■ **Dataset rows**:
--*--

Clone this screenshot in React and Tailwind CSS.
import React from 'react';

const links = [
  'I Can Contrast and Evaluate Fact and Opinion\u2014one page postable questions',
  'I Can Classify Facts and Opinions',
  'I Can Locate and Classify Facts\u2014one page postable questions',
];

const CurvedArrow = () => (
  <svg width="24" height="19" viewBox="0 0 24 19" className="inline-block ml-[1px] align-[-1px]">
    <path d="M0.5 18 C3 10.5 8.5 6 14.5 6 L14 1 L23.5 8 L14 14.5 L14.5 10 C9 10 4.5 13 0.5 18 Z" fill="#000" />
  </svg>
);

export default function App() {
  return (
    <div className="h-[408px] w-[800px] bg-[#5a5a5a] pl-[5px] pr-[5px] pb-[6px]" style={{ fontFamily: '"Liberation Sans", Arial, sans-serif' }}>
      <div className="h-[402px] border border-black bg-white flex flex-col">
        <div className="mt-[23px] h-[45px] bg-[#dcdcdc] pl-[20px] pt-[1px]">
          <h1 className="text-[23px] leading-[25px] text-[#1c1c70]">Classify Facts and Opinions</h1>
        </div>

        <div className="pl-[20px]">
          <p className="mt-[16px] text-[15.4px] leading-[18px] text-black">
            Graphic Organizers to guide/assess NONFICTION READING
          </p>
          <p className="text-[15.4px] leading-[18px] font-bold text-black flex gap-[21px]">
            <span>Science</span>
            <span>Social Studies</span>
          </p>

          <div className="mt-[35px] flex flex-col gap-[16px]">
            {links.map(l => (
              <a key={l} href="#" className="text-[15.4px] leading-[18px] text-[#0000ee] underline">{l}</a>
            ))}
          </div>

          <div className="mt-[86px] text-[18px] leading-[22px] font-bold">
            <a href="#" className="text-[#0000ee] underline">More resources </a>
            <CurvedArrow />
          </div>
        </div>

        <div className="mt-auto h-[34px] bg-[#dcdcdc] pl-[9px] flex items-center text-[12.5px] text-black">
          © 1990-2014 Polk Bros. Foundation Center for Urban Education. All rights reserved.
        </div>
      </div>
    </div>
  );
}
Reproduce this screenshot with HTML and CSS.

--*--

■ **WHAT IS EXPECTED**: State only how many lines in the material include "screenshot".

■ **RESPONSE FOR THIS EXERCISE**: 2